Write out the data below in full, unchanged, minus the images.

━━━ SOURCE DATA ━━━

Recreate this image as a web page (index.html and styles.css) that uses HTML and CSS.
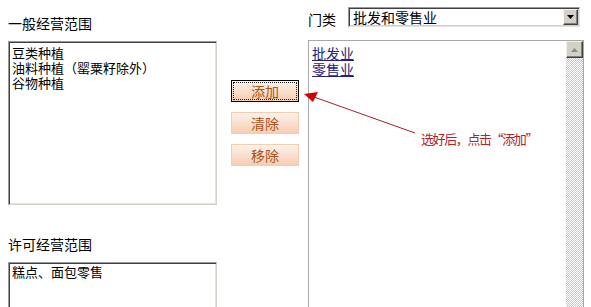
FILE: index.html
```html
<!DOCTYPE html>
<html lang="zh-CN">
<head>
<meta charset="utf-8">
<title>经营范围</title>
<link rel="stylesheet" href="styles.css">
</head>
<body>
<div class="page">
  <div class="col-left">
    <div class="label label-top">一般经营范围</div>
    <div class="listbox list-general">
      <div class="opt">豆类种植</div>
      <div class="opt">油料种植（罂粟籽除外）</div>
      <div class="opt">谷物种植</div>
    </div>
    <div class="label label-permit">许可经营范围</div>
    <div class="listbox list-permit">
      <div class="opt">糕点、面包零售</div>
    </div>
  </div>
  <div class="col-buttons">
    <button class="btn btn-focus"><span class="btn-inner">添加</span></button>
    <button class="btn"><span class="btn-inner">清除</span></button>
    <button class="btn"><span class="btn-inner">移除</span></button>
  </div>
  <div class="col-right">
    <div class="cat-row">
      <span class="cat-label">门类</span>
      <div class="select">
        <span class="select-text">批发和零售业</span>
        <span class="select-btn">
          <svg width="7" height="4" viewBox="0 0 7 4"><polygon points="0,0 7,0 3.5,4" fill="#000"/></svg>
        </span>
      </div>
    </div>
    <div class="catlist">
      <div class="catlist-body">
        <a class="cat-link" href="#">批发业</a>
        <a class="cat-link" href="#">零售业</a>
      </div>
      <div class="vscroll">
        <div class="vscroll-up">
          <svg width="7" height="4" viewBox="0 0 7 4"><polygon points="0,4 7,4 3.5,0" fill="#8a8a8a"/></svg>
        </div>
        <div class="vscroll-track"></div>
      </div>
    </div>
  </div>
</div>
<svg class="annot-arrow" width="591" height="307" viewBox="0 0 591 307">
  <line x1="314" y1="97" x2="415" y2="133" stroke="#a8202a" stroke-width="1"/>
  <polygon points="304,94 318,92 313,102" fill="#d40000"/>
</svg>
<div class="annot-text">选好后，点击“添加”</div>
</body>
</html>
```

FILE: styles.css
```css
html, body {
  margin: 0;
  padding: 0;
  overflow: hidden;
  background: #ffffff;
}

body {
  width: 591px;
  height: 307px;
  position: relative;
  font-family: "Noto Sans CJK SC", "Noto Sans", sans-serif;
  color: #000;
}

.page {
  display: flex;
  align-items: flex-start;
  padding-left: 8px;
  height: 307px;
  overflow: hidden;
}

/* left column */
.col-left {
  width: 209px;
  padding-top: 15px;
  display: flex;
  flex-direction: column;
}

.label {
  font-size: 14px;
  line-height: 16px;
  height: 16px;
  white-space: nowrap;
}

.label-top {
  margin-bottom: 10px;
}

.label-permit {
  margin-top: 31px;
  margin-bottom: 10px;
}

.listbox {
  box-sizing: border-box;
  width: 209px;
  background: #fff;
  border-top: 1px solid #9a9a9a;
  border-left: 1px solid #9a9a9a;
  border-right: 1px solid #d4d0c8;
  border-bottom: 1px solid #d4d0c8;
  box-shadow: inset 1px 1px 0 #404040, inset -1px -1px 0 #e4e2dc;
  padding: 3px 2px 0 3px;
}

.list-general {
  height: 164px;
}

.list-permit {
  height: 45px;
  padding-top: 1px;
  border-bottom: none;
  box-shadow: inset 1px 1px 0 #404040, inset -1px 0 0 #e4e2dc;
}

.opt {
  font-size: 13px;
  line-height: 15px;
  white-space: nowrap;
}

/* buttons */
.col-buttons {
  margin-left: 14px;
  padding-top: 80px;
  width: 68px;
  display: flex;
  flex-direction: column;
  gap: 10px;
}

.btn {
  box-sizing: border-box;
  width: 68px;
  height: 22px;
  margin: 0;
  padding: 0;
  border: 1px solid #f2cdb2;
  background: linear-gradient(#fdf2ea, #f9dcc8 60%, #f6cdb1);
  color: #a9531c;
  font-family: "Noto Sans CJK SC", sans-serif;
  font-size: 14px;
  line-height: 18px;
  display: flex;
  align-items: stretch;
  justify-content: stretch;
}

.btn-inner {
  flex: 1;
  display: block;
  margin: 1px;
  border: 1px solid transparent;
  text-align: center;
  line-height: 16px;
}

.btn-focus {
  border-color: #000;
}

.btn-focus .btn-inner {
  border: 1px dotted #222;
}

/* right column */
.col-right {
  margin-left: 9px;
  width: 276px;
  display: flex;
  flex-direction: column;
}

.cat-row {
  display: flex;
  align-items: center;
  margin-top: 7px;
  height: 20px;
}

.cat-label {
  width: 40px;
  font-size: 14px;
  line-height: 16px;
  padding-top: 3px;
}

.select {
  box-sizing: border-box;
  width: 232px;
  height: 20px;
  display: flex;
  align-items: stretch;
  background: #fff;
  border-top: 1px solid #9a9a9a;
  border-left: 1px solid #9a9a9a;
  border-right: 1px solid #e4e2dc;
  border-bottom: 1px solid #e4e2dc;
  box-shadow: inset 1px 1px 0 #404040, inset -1px -1px 0 #d4d0c8;
  padding: 1px;
}

.select-text {
  flex: 1;
  font-size: 14px;
  line-height: 16px;
  padding-left: 3px;
  white-space: nowrap;
}

.select-btn {
  box-sizing: border-box;
  width: 15px;
  background: #d4d0c8;
  border-top: 1px solid #f4f4f4;
  border-left: 1px solid #f4f4f4;
  border-right: 1px solid #404040;
  border-bottom: 1px solid #404040;
  box-shadow: inset -1px -1px 0 #808080;
  display: flex;
  align-items: center;
  justify-content: center;
}

.catlist {
  box-sizing: border-box;
  margin-top: 13px;
  width: 276px;
  height: 267px;
  border: 1px solid #a8a8a8;
  border-bottom: none;
  display: flex;
  background: #fff;
}

.catlist-body {
  flex: 1;
  display: flex;
  flex-direction: column;
  align-items: flex-start;
  padding: 4px 0 0 3px;
}

.cat-link {
  font-size: 14px;
  line-height: 16px;
  color: #23237c;
  text-decoration: underline;
}

.vscroll {
  width: 17px;
  display: flex;
  flex-direction: column;
}

.vscroll-up {
  box-sizing: border-box;
  height: 17px;
  background: #d4d0c8;
  border-top: 1px solid #f0f0f0;
  border-left: 1px solid #f0f0f0;
  border-right: 1px solid #404040;
  border-bottom: 1px solid #404040;
  box-shadow: inset -1px -1px 0 #808080;
  display: flex;
  align-items: center;
  justify-content: center;
}

.vscroll-track {
  flex: 1;
  background-color: #ffffff;
  background-image: repeating-conic-gradient(#c8c8c8 0 25%, #ffffff 0 50%);
  background-size: 2px 2px;
}

/* annotation overlay */
.annot-arrow {
  position: absolute;
  left: 0;
  top: 0;
  pointer-events: none;
}

.annot-text {
  position: absolute;
  left: 421px;
  top: 131px;
  font-size: 13px;
  line-height: 16px;
  letter-spacing: -1.4px;
  color: #b3222a;
  white-space: nowrap;
}
```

━━━

> [FINISHED EXERCISE]
Recreate this image as a web page (index.html and styles.css) that uses HTML and CSS.
FILE: index.html
```html
<!DOCTYPE html>
<html lang="zh-CN">
<head>
<meta charset="utf-8">
<title>经营范围</title>
<link rel="stylesheet" href="styles.css">
</head>
<body>
<div class="page">
  <div class="col-left">
    <div class="label label-top">一般经营范围</div>
    <div class="listbox list-general">
      <div class="opt">豆类种植</div>
      <div class="opt">油料种植（罂粟籽除外）</div>
      <div class="opt">谷物种植</div>
    </div>
    <div class="label label-permit">许可经营范围</div>
    <div class="listbox list-permit">
      <div class="opt">糕点、面包零售</div>
    </div>
  </div>
  <div class="col-buttons">
    <button class="btn btn-focus"><span class="btn-inner">添加</span></button>
    <button class="btn"><span class="btn-inner">清除</span></button>
    <button class="btn"><span class="btn-inner">移除</span></button>
  </div>
  <div class="col-right">
    <div class="cat-row">
      <span class="cat-label">门类</span>
      <div class="select">
        <span class="select-text">批发和零售业</span>
        <span class="select-btn">
          <svg width="7" height="4" viewBox="0 0 7 4"><polygon points="0,0 7,0 3.5,4" fill="#000"/></svg>
        </span>
      </div>
    </div>
    <div class="catlist">
      <div class="catlist-body">
        <a class="cat-link" href="#">批发业</a>
        <a class="cat-link" href="#">零售业</a>
      </div>
      <div class="vscroll">
        <div class="vscroll-up">
          <svg width="7" height="4" viewBox="0 0 7 4"><polygon points="0,4 7,4 3.5,0" fill="#8a8a8a"/></svg>
        </div>
        <div class="vscroll-track"></div>
      </div>
    </div>
  </div>
</div>
<svg class="annot-arrow" width="591" height="307" viewBox="0 0 591 307">
  <line x1="314" y1="97" x2="415" y2="133" stroke="#a8202a" stroke-width="1"/>
  <polygon points="304,94 318,92 313,102" fill="#d40000"/>
</svg>
<div class="annot-text">选好后，点击“添加”</div>
</body>
</html>
```

FILE: styles.css
```css
html, body {
  margin: 0;
  padding: 0;
  overflow: hidden;
  background: #ffffff;
}

body {
  width: 591px;
  height: 307px;
  position: relative;
  font-family: "Noto Sans CJK SC", "Noto Sans", sans-serif;
  color: #000;
}

.page {
  display: flex;
  align-items: flex-start;
  padding-left: 8px;
  height: 307px;
  overflow: hidden;
}

/* left column */
.col-left {
  width: 209px;
  padding-top: 15px;
  display: flex;
  flex-direction: column;
}

.label {
  font-size: 14px;
  line-height: 16px;
  height: 16px;
  white-space: nowrap;
}

.label-top {
  margin-bottom: 10px;
}

.label-permit {
  margin-top: 31px;
  margin-bottom: 10px;
}

.listbox {
  box-sizing: border-box;
  width: 209px;
  background: #fff;
  border-top: 1px solid #9a9a9a;
  border-left: 1px solid #9a9a9a;
  border-right: 1px solid #d4d0c8;
  border-bottom: 1px solid #d4d0c8;
  box-shadow: inset 1px 1px 0 #404040, inset -1px -1px 0 #e4e2dc;
  padding: 3px 2px 0 3px;
}

.list-general {
  height: 164px;
}

.list-permit {
  height: 45px;
  padding-top: 1px;
  border-bottom: none;
  box-shadow: inset 1px 1px 0 #404040, inset -1px 0 0 #e4e2dc;
}

.opt {
  font-size: 13px;
  line-height: 15px;
  white-space: nowrap;
}

/* buttons */
.col-buttons {
  margin-left: 14px;
  padding-top: 80px;
  width: 68px;
  display: flex;
  flex-direction: column;
  gap: 10px;
}

.btn {
  box-sizing: border-box;
  width: 68px;
  height: 22px;
  margin: 0;
  padding: 0;
  border: 1px solid #f2cdb2;
  background: linear-gradient(#fdf2ea, #f9dcc8 60%, #f6cdb1);
  color: #a9531c;
  font-family: "Noto Sans CJK SC", sans-serif;
  font-size: 14px;
  line-height: 18px;
  display: flex;
  align-items: stretch;
  justify-content: stretch;
}

.btn-inner {
  flex: 1;
  display: block;
  margin: 1px;
  border: 1px solid transparent;
  text-align: center;
  line-height: 16px;
}

.btn-focus {
  border-color: #000;
}

.btn-focus .btn-inner {
  border: 1px dotted #222;
}

/* right column */
.col-right {
  margin-left: 9px;
  width: 276px;
  display: flex;
  flex-direction: column;
}

.cat-row {
  display: flex;
  align-items: center;
  margin-top: 7px;
  height: 20px;
}

.cat-label {
  width: 40px;
  font-size: 14px;
  line-height: 16px;
  padding-top: 3px;
}

.select {
  box-sizing: border-box;
  width: 232px;
  height: 20px;
  display: flex;
  align-items: stretch;
  background: #fff;
  border-top: 1px solid #9a9a9a;
  border-left: 1px solid #9a9a9a;
  border-right: 1px solid #e4e2dc;
  border-bottom: 1px solid #e4e2dc;
  box-shadow: inset 1px 1px 0 #404040, inset -1px -1px 0 #d4d0c8;
  padding: 1px;
}

.select-text {
  flex: 1;
  font-size: 14px;
  line-height: 16px;
  padding-left: 3px;
  white-space: nowrap;
}

.select-btn {
  box-sizing: border-box;
  width: 15px;
  background: #d4d0c8;
  border-top: 1px solid #f4f4f4;
  border-left: 1px solid #f4f4f4;
  border-right: 1px solid #404040;
  border-bottom: 1px solid #404040;
  box-shadow: inset -1px -1px 0 #808080;
  display: flex;
  align-items: center;
  justify-content: center;
}

.catlist {
  box-sizing: border-box;
  margin-top: 13px;
  width: 276px;
  height: 267px;
  border: 1px solid #a8a8a8;
  border-bottom: none;
  display: flex;
  background: #fff;
}

.catlist-body {
  flex: 1;
  display: flex;
  flex-direction: column;
  align-items: flex-start;
  padding: 4px 0 0 3px;
}

.cat-link {
  font-size: 14px;
  line-height: 16px;
  color: #23237c;
  text-decoration: underline;
}

.vscroll {
  width: 17px;
  display: flex;
  flex-direction: column;
}

.vscroll-up {
  box-sizing: border-box;
  height: 17px;
  background: #d4d0c8;
  border-top: 1px solid #f0f0f0;
  border-left: 1px solid #f0f0f0;
  border-right: 1px solid #404040;
  border-bottom: 1px solid #404040;
  box-shadow: inset -1px -1px 0 #808080;
  display: flex;
  align-items: center;
  justify-content: center;
}

.vscroll-track {
  flex: 1;
  background-color: #ffffff;
  background-image: repeating-conic-gradient(#c8c8c8 0 25%, #ffffff 0 50%);
  background-size: 2px 2px;
}

/* annotation overlay */
.annot-arrow {
  position: absolute;
  left: 0;
  top: 0;
  pointer-events: none;
}

.annot-text {
  position: absolute;
  left: 421px;
  top: 131px;
  font-size: 13px;
  line-height: 16px;
  letter-spacing: -1.4px;
  color: #b3222a;
  white-space: nowrap;
}
```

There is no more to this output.